How Your Soul Desires To Say Goodbye To A Lost Twin Flame : Intuitive Message

By Barbara Christensen - 8:52 PM

How Your Soul Desires To Say Goodbye To A Lost Twin Flame : Intuitive Message

Tonight it came to me that so many in this world need to hear this, to understand that what feels like the end is but a fraction of a moment in time. Your Twin Flame / Sacred Union may not be for this lifetime. You may have something else you have decided to learn. However your Soul asks that you look on this love in the light of kindness to yourself, and your other half.

Barbara xx

Soul's Love Letter For Separated Sacred Twins:

When I look at you (really looked into your soul) for the first time I knew that my life was over as I had known it to be before. I didn't realize the magnitude of emotions, healing, inner wounding that would be brought forward by the connection, not to mention the ripples of pain that would bubble up to the surface of my life. I just knew that you were joy, and that I could not do anything but open up to you and ask the universe to let you open up this time to me.

I would do it all again to spend this time with you. I admit, it wasn't enough.  I crave a thousand lifetimes being in that moment of pure knowing with you. In my heart, perhaps I knew that you would not open up to feel this with us in this lifetime. Inside I believe you have but can't face these feelings. I can't change that, nor make you love me if you would rather close yourself to me. Finding you in this place in this life was a surprise, as I had thought I wouldn't find you this time. Lifetime after lifetime, however, I will always look and long for you, because without you in this lifetime I was incomplete. Even if I am without you now, I am able to know what it was to be complete, to breathe in a moment with the balance of my whole self, whole heart, whole soul, whole vibration.

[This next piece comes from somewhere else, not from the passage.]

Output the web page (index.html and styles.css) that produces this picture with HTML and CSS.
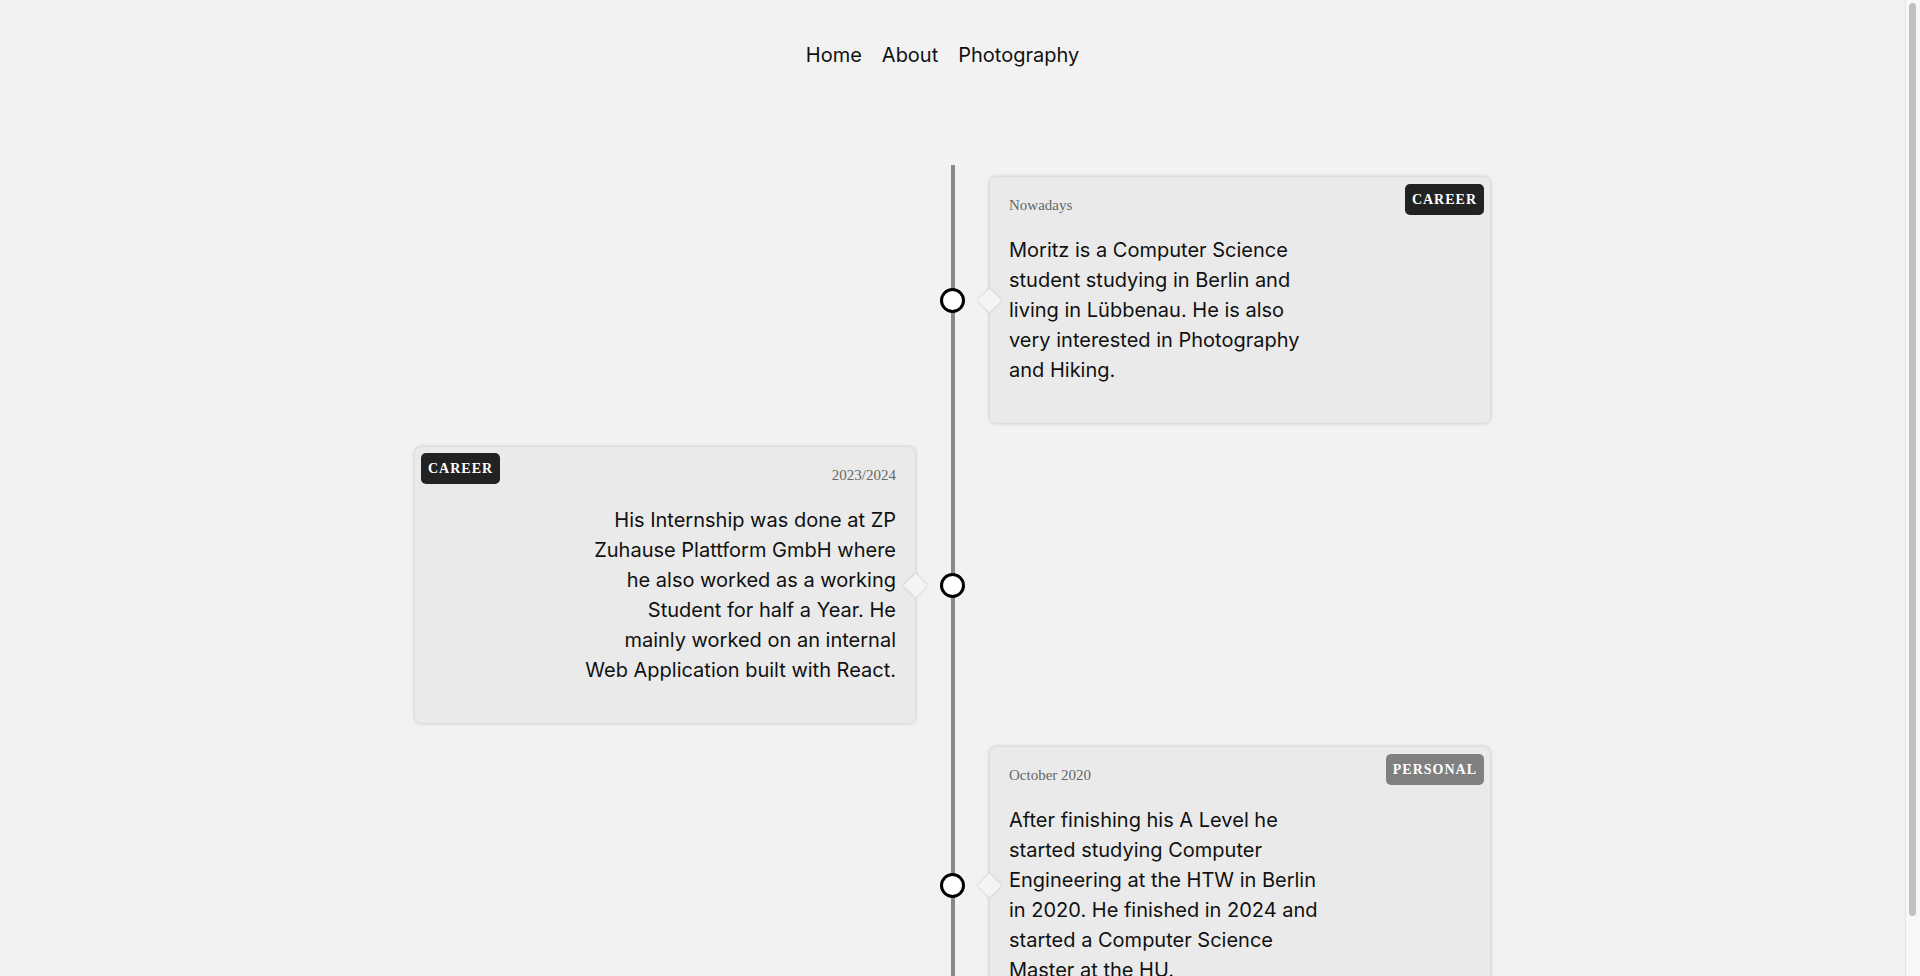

I love you so fully. Do you know that? Every day I hope you know that. I send you love, even as you are out there looking for the 'love of your life", if it makes you happier, I want that for you. I have known enough pain in this life to prepare me for this separation,  even if it hurts me deeper than any pain I have known. I want your happiness to be. I give you everything I have, yes everything, in hopes that one of us has happiness. Maybe to make up for past lives, too. Mostly because I just have such unconditional love for you.

You and I will always know this truth in our deepest knowing even as we walk away from this moment. It may slowly take me, break me, as I have died 1000 deaths since you walkwd away, but just in a blink of the multitudes of time, dimensions and realities where we are together. I would always go off this path to be in this soul alignment, but I know that for this life "love" is something that feels just like a word in the mist between our bodies. The energy that is so close, and yet so far away from me.

It has been hard to come to this realization, and to know that this body created to be so open has to be so closed. I long to trust my heart and open to you in a way I have never done before. But the rejection shatters me again and again, thus I must place the shield over my heart when I cannot take it another moment without your physical love. Loneliness becomes so dark.

Know that I do not regret that we found each other because you are my greatest love, greatest joy, greatest breathe, greatest sorrow, deepest wound... and that all of the light wouldn't exist without this darkness. No other will fill me as you have, but my heart and soul will move forward even without the oneness that is craved. 

I will find someone in my soul group to make me laugh again, because the loneliness is too much to bear alone. I have asked my higher self to erase you from the time that remains on today's path, and tomorrow I will let you back in. Some days, the loss will be too much to hold. I acknowledge that.

When I pass you by, let me look beyond you, beyond your energy, beyond your gaze so that I can keep moving. Let me keep moving so that I am not stuck in this one place, in this one time for all of eternity. If I stop and look into your deep soul, the hope of reunion would be too much for me to move. So let me feel it, let me feel the loss, and be without judgment. 

I forgive my heart for being so open in the wrong space, the wrong time - for the heart only follows the magnetic frequency that it knows as home. It can't help but spark towards you, and I cannot blame it for the absolute sadness that it feels as you are gone. 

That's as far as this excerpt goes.